Directive. Look through the listing for the word "this". Copy each line that has it.

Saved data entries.
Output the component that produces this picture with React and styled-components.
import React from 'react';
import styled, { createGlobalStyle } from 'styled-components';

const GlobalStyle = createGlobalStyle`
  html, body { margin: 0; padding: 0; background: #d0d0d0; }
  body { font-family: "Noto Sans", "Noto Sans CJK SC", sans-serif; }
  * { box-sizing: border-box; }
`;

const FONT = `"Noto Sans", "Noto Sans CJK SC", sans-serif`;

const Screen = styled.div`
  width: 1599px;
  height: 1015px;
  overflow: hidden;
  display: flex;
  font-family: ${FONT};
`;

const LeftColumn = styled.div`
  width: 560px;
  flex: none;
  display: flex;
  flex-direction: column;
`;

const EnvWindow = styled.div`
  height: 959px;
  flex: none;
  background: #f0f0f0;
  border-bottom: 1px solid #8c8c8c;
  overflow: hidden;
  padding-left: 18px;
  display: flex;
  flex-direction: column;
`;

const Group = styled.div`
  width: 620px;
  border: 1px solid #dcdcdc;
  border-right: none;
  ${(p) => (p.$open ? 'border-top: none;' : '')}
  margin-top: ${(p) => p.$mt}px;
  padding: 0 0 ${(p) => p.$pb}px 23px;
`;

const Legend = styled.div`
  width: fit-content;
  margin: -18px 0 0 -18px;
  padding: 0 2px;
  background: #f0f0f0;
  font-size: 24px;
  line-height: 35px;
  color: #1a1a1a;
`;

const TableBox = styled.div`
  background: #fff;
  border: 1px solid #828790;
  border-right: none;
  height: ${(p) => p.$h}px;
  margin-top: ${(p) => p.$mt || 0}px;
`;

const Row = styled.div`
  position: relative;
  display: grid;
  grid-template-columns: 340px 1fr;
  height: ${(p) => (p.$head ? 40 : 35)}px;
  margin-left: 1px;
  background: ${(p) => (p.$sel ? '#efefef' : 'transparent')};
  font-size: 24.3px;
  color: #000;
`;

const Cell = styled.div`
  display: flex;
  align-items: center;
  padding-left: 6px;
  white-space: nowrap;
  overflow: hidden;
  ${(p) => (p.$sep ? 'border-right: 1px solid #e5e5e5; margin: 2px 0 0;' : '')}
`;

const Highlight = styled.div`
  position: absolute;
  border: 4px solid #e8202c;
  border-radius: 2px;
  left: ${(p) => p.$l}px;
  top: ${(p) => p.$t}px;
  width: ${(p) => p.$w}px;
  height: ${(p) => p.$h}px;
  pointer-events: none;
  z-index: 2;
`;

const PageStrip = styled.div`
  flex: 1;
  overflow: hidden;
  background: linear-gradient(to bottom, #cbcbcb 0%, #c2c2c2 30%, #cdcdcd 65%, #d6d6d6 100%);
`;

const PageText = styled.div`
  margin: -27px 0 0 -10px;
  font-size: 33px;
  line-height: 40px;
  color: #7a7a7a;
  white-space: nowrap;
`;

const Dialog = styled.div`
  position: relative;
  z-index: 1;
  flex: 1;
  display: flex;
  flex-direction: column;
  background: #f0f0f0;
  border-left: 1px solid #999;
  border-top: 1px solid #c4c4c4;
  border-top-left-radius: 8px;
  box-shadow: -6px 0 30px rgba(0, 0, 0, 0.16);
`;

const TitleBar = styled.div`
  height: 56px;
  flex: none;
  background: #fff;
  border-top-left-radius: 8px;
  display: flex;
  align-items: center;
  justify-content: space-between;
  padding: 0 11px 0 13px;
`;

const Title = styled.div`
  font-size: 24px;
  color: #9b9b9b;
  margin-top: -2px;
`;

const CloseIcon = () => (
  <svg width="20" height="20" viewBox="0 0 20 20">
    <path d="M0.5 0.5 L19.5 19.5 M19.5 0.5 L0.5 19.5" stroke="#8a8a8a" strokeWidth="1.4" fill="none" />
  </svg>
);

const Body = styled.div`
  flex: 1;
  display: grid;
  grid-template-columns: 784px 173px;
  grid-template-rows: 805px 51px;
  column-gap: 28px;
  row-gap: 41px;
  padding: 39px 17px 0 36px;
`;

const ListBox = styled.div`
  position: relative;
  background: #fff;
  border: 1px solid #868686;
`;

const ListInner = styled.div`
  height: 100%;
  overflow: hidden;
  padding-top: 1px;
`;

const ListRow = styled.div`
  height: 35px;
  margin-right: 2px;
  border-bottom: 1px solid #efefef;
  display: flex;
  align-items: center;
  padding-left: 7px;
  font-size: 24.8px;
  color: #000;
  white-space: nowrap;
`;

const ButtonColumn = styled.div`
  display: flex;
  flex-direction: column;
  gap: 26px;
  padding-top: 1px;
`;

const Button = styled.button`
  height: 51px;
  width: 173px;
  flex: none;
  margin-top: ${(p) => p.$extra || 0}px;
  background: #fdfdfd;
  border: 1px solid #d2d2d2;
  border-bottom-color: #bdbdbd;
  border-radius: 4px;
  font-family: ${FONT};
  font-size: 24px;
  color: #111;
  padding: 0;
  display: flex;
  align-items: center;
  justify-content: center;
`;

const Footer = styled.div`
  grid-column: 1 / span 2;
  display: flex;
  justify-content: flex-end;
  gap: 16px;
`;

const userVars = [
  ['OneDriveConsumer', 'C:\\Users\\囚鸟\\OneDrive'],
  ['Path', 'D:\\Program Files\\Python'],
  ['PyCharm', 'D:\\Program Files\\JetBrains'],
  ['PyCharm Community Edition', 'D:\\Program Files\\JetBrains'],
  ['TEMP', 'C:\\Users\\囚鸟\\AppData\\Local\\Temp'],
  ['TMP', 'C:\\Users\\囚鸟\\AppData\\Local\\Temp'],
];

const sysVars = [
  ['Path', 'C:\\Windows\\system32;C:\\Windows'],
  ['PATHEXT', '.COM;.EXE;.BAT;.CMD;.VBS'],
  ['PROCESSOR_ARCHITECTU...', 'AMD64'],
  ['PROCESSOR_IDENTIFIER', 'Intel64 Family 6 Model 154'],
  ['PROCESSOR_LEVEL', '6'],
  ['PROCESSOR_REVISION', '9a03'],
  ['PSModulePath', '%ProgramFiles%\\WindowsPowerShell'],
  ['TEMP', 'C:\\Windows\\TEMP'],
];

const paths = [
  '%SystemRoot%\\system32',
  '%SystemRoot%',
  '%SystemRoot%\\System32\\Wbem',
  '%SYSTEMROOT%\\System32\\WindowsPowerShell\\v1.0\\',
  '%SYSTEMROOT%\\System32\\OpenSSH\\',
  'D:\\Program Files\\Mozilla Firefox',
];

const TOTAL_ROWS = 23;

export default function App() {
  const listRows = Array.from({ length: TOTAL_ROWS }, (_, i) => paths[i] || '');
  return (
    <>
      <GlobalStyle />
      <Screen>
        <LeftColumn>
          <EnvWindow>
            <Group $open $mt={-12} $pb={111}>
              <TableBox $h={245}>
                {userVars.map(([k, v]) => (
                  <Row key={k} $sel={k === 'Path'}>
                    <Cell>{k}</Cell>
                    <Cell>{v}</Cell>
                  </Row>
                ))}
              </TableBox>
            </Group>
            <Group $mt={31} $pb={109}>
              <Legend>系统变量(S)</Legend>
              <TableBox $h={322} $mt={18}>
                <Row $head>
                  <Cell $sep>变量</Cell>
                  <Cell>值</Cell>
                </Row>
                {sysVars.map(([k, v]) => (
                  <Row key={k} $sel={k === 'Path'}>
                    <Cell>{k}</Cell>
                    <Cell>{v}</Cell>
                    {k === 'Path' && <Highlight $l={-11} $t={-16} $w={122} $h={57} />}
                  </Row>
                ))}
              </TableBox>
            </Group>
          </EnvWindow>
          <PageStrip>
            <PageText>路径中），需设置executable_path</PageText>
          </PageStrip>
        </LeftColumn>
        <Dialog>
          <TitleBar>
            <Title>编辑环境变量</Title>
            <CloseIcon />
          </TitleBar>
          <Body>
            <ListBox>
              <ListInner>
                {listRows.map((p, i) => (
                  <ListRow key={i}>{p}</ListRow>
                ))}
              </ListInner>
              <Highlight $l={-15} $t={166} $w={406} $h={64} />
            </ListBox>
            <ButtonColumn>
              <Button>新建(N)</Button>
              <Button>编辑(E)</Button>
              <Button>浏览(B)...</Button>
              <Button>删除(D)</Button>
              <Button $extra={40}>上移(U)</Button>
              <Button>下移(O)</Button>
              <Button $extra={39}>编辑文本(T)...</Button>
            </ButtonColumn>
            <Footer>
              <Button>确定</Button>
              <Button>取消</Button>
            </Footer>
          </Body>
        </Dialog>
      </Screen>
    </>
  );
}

...

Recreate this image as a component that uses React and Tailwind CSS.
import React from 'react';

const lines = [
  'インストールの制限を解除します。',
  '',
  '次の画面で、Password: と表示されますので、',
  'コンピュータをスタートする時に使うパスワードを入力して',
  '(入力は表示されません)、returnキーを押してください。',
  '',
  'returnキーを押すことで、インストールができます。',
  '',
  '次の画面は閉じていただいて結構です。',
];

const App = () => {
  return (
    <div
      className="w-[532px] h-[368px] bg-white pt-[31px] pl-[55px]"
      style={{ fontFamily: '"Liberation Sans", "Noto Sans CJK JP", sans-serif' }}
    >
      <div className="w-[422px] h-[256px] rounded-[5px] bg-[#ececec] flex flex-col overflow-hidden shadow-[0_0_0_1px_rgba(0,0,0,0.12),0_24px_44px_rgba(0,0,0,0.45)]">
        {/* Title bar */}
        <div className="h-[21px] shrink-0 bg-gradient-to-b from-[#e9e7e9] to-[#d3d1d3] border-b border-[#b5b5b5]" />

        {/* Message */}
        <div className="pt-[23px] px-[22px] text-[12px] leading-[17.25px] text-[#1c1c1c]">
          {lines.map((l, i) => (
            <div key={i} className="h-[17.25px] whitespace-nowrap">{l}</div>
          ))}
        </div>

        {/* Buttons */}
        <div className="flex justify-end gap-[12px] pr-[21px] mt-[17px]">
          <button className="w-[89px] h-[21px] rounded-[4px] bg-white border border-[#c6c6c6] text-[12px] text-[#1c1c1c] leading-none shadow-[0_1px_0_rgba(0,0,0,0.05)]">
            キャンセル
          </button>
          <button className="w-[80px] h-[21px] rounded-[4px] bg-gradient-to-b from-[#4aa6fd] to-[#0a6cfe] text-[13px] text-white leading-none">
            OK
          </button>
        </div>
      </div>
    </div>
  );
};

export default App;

Result below.
Output the component that produces this picture with React and styled-components.
Recreate this image as a component that uses React and Tailwind CSS.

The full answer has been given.